Dans tous les pays qui tiennent debout, la politique définit la vision, mais la technique décide des moyens. Sans cela, on construit des ponts qui s’effondrent, des écoles qui menacent de s’écrouler, des quartiers entiers livrés aux inondations.
Les données internationales sont claires : chaque dollar investi dans des infrastructures bien conçues rapporte plusieurs fois plus en développement économique et social. Mais à l’inverse, chaque ouvrage mal fait devient une dette cachée que paieront nos enfants.
*Une urbanisation suicidaire*
En Guinée, la population urbaine explose, mais la ville est laissée à elle-même. Les bassins de rétention sont colonisés par le béton. Les routes sont tracées sans étude d’impact. Les constructions illégales prolifèrent. Et face à ces dérives, l’État regarde ailleurs, faute d’outils, faute de volonté, faute de compétences mises au bon endroit.

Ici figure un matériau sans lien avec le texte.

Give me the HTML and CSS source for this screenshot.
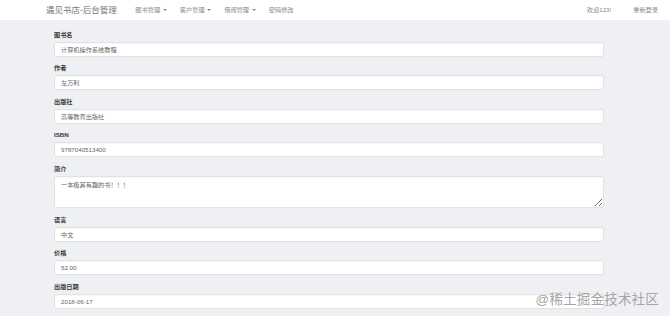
FILE: index.html
```html
<!DOCTYPE html>
<html lang="zh-CN">
<head>
<meta charset="UTF-8" />
<meta name="viewport" content="width=device-width, initial-scale=1" />
<title>遇见书店-后台管理</title>
<link rel="stylesheet" href="styles.css">
</head>
<body>

<nav class="navbar">
  <a class="brand" href="#">遇见书店-后台管理</a>
  <ul class="nav">
    <li><a href="#">图书管理 <span class="caret"></span></a></li>
    <li><a href="#">客户管理 <span class="caret"></span></a></li>
    <li><a href="#">借阅管理 <span class="caret"></span></a></li>
    <li><a href="#">密码修改</a></li>
  </ul>
  <ul class="nav nav-right">
    <li><a href="#">欢迎123!</a></li>
    <li><a href="#">重新登录</a></li>
  </ul>
</nav>

<div class="container">
  <form class="book-form">
    <div class="group">
      <label for="name">图书名</label>
      <input id="name" type="text" value="计算机操作系统教程" />
    </div>
    <div class="group">
      <label for="author">作者</label>
      <input id="author" type="text" value="左万利" />
    </div>
    <div class="group">
      <label for="publisher">出版社</label>
      <input id="publisher" type="text" value="高等教育出版社" />
    </div>
    <div class="group">
      <label for="isbn">ISBN</label>
      <input id="isbn" type="text" value="9787040513400" />
    </div>
    <div class="group">
      <label for="intro">简介</label>
      <textarea id="intro">一本极其有趣的书！！！</textarea>
    </div>
    <div class="group">
      <label for="lang">语言</label>
      <input id="lang" type="text" value="中文" />
    </div>
    <div class="group">
      <label for="price">价格</label>
      <input id="price" type="text" value="52.00" />
    </div>
    <div class="group">
      <label for="pubdate">出版日期</label>
      <input id="pubdate" type="text" value="2018-06-17" />
    </div>
  </form>
</div>

<div class="watermark">@稀土掘金技术社区</div>

</body>
</html>
```

FILE: styles.css
```css
body {
  margin: 0;
  font-family: "Liberation Sans", "Noto Sans CJK SC", sans-serif;
  background: #eff0f3;
  color: #333;
  height: 316px;
  overflow: hidden;
}

/* top bar */
.navbar {
  height: 20px;
  background: #fff;
  display: flex;
  align-items: center;
  padding: 0 1px 0 46px;
}

.brand {
  font-size: 8.5px;
  color: #777;
  text-decoration: none;
  margin-right: 12px;
  line-height: 20px;
}

.nav {
  list-style: none;
  margin: 0;
  padding: 0;
  display: flex;
}

.nav li a {
  display: block;
  padding: 0 6.5px;
  font-size: 6.2px;
  line-height: 20px;
  color: #888;
  text-decoration: none;
}

.nav-right {
  margin-left: auto;
}

.nav-right li a {
  padding: 0 11px;
}

.caret {
  display: inline-block;
  width: 0;
  height: 0;
  margin-left: 1px;
  vertical-align: middle;
  border-top: 2px solid #888;
  border-left: 2px solid transparent;
  border-right: 2px solid transparent;
}

/* form */
.container {
  width: 550px;
  margin-left: 54px;
  padding-top: 9.5px;
}

.group {
  margin-bottom: 6.5px;
}

label {
  display: block;
  font-size: 6.2px;
  font-weight: 700;
  line-height: 10px;
  margin-bottom: 2px;
  color: #3a3a3a;
}

input,
textarea {
  display: block;
  box-sizing: border-box;
  width: 100%;
  height: 15px;
  margin: 0;
  padding: 0 6px;
  font-family: "Liberation Sans", "Noto Sans CJK SC", sans-serif;
  font-size: 6.2px;
  color: #666;
  background: #fff;
  border: 1px solid #e2e2e4;
  border-radius: 2px;
  box-shadow: inset 0 1px 1px rgba(0, 0, 0, 0.03);
}

textarea {
  height: 32.5px;
  padding: 3px 6px;
  line-height: 9px;
  resize: vertical;
}

.watermark {
  position: absolute;
  right: 11px;
  bottom: 8px;
  font-size: 13.5px;
  color: #a5a5a5;
  letter-spacing: 0.2px;
}
```
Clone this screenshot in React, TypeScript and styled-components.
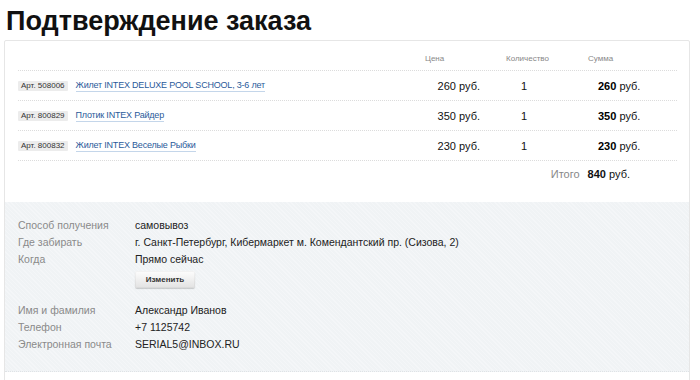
import React from "react";
import styled, { createGlobalStyle } from "styled-components";

const Global = createGlobalStyle`
  html, body { margin: 0; padding: 0; background: #fff; overflow: hidden; }
  body { font-family: "Liberation Sans", Arial, sans-serif; color: #222; }
`;

const Page = styled.div`
  padding: 6px 10px 0 4px;
  width: 700px;
  height: 380px;
  overflow: hidden;
  box-sizing: border-box;
`;

const Title = styled.h1`
  margin: 0 0 4px 2px;
  font-size: 27px;
  line-height: 30px;
  font-weight: bold;
  color: #111;
`;

const Card = styled.div`
  border: 1px solid #e6e6e6;
  border-radius: 2px;
  width: 686px;
  box-sizing: border-box;
  height: 360px;
`;

const Table = styled.div`
  padding: 0 12px 0 13px;
`;

const Row = styled.div<{ $head?: boolean }>`
  display: grid;
  grid-template-columns: 1fr 70px 90px 102px;
  align-items: ${(p) => (p.$head ? "end" : "center")};
  height: 29px;
  border-bottom: 1px dotted #dcdcdc;
`;

const HeadCell = styled.div<{ $pl: number }>`
  font-size: 8px;
  color: #888;
  line-height: 12px;
  padding: 0 0 5px ${(p) => p.$pl}px;
`;

const NameCell = styled.div`
  display: flex;
  align-items: center;
  gap: 8px;
`;

const Badge = styled.span`
  background: #ececec;
  color: #333;
  font-size: 8px;
  line-height: 10px;
  padding: 0 3px;
  border-radius: 1px;
`;

const Link = styled.a`
  color: #2a5a9a;
  font-size: 9px;
  letter-spacing: -0.2px;
  text-decoration: none;
  border-bottom: 1px solid #c4d6ea;
  line-height: 12px;
  cursor: pointer;
`;

const Price = styled.div`
  font-size: 11px;
  text-align: right;
  padding-right: 5px;
  color: #111;
`;

const Qty = styled.div`
  font-size: 11px;
  padding-left: 36px;
  color: #111;
`;

const Sum = styled.div`
  font-size: 11px;
  padding-left: 23px;
  color: #111;
  b { font-weight: bold; color: #000; }
`;

const TotalRow = styled.div`
  display: flex;
  justify-content: flex-end;
  align-items: flex-start;
  gap: 8px;
  padding: 7px 47px 0 0;
  height: 34px;
  line-height: 12px;
  font-size: 11px;
  color: #111;
`;

const TotalLabel = styled.span`
  color: #888;
`;

const Info = styled.div`
  background-color: #f0f3f5;
  background-image: repeating-linear-gradient(45deg, rgba(255,255,255,0.25) 0 1px, transparent 1px 3px);
  padding: 15px 0 18px 13px;
  border-bottom: 1px dotted #dfe3e6;
`;

const InfoGroup = styled.div`
  display: grid;
  grid-template-columns: 117px 1fr;
  & + & { margin-top: 14px; }
`;

const Label = styled.div`
  font-size: 10.5px;
  line-height: 17px;
  color: #8a8a8a;
`;

const Value = styled.div`
  font-size: 10.5px;
  line-height: 17px;
  color: #222;
`;

const ButtonWrap = styled.div`
  grid-column: 2;
  display: flex;
  padding-top: 3px;
`;

const Button = styled.button`
  width: 60px;
  height: 17px;
  padding: 0;
  font-family: "Liberation Sans", Arial, sans-serif;
  font-size: 8px;
  font-weight: bold;
  color: #333;
  border: none;
  border-radius: 2px;
  background: linear-gradient(#fdfdfd, #e2e2e2);
  box-shadow: 0 1px 1px rgba(0,0,0,0.18), inset 0 0 0 1px rgba(0,0,0,0.04);
  cursor: pointer;
`;

const items = [
  { art: "508006", name: "Жилет INTEX DELUXE POOL SCHOOL, 3-6 лет", price: 260 },
  { art: "800829", name: "Плотик INTEX Райдер", price: 350 },
  { art: "800832", name: "Жилет INTEX Веселые Рыбки", price: 230 },
];

export default function App() {
  return (
    <Page>
      <Global />
      <Title>Подтверждение заказа</Title>
      <Card>
        <Table>
          <Row $head>
            <div />
            <HeadCell $pl={10}>Цена</HeadCell>
            <HeadCell $pl={21}>Количество</HeadCell>
            <HeadCell $pl={13}>Сумма</HeadCell>
          </Row>
          {items.map((it) => (
            <Row key={it.art}>
              <NameCell>
                <Badge>Арт. {it.art}</Badge>
                <Link>{it.name}</Link>
              </NameCell>
              <Price>{it.price} руб.</Price>
              <Qty>1</Qty>
              <Sum>
                <b>{it.price}</b> руб.
              </Sum>
            </Row>
          ))}
          <TotalRow>
            <TotalLabel>Итого</TotalLabel>
            <span>
              <b>840</b> руб.
            </span>
          </TotalRow>
        </Table>
        <Info>
          <InfoGroup>
            <Label>Способ получения</Label>
            <Value>самовывоз</Value>
            <Label>Где забирать</Label>
            <Value>г. Санкт-Петербург, Кибермаркет м. Комендантский пр. (Сизова, 2)</Value>
            <Label>Когда</Label>
            <Value>Прямо сейчас</Value>
            <ButtonWrap>
              <Button>Изменить</Button>
            </ButtonWrap>
          </InfoGroup>
          <InfoGroup>
            <Label>Имя и фамилия</Label>
            <Value>Александр Иванов</Value>
            <Label>Телефон</Label>
            <Value>+7 1125742</Value>
            <Label>Электронная почта</Label>
            <Value>SERIAL5@INBOX.RU</Value>
          </InfoGroup>
        </Info>
      </Card>
    </Page>
  );
}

À cela s’ajoute le changement climatique : pluies plus violentes, montée des eaux, chaleur extrême. Les infrastructures existantes n’y sont pas adaptées — pire, elles aggravent parfois les dégâts en redirigeant les eaux vers des zones habitées.
*Des exemples qui devraient nous alerter*
• Singapour : en plaçant l’ingénierie au cœur de la planification urbaine, ce petit État a transformé un port insalubre en une ville dense, propre et résiliente.
• Rwanda : en confiant des ministères techniques à des équipes qualifiées, le pays a construit un réseau routier et électrique plus fiable que bien des voisins plus riches.
Une route de Conakry.
Ces expériences prouvent qu’une gouvernance technique peut créer de l’ordre là où il y avait du chaos — à condition qu’elle soit adossée à la transparence et à la responsabilité.
*Programme minimal pour sauver nos villes*
1. Nommer des techniciens à la tête des ministères clés : Urbanisme, Transports, Environnement, Habitat. Des ingénieurs confirmés, choisis sur compétence, protégés des pressions politiques.
2. Appliquer et faire respecter les normes : codes du bâtiment, cadastre numérique, audits techniques obligatoires.
3. Prioriser l’assainissement : drainage complet de Conakry et des grandes villes, avec entretien régulier.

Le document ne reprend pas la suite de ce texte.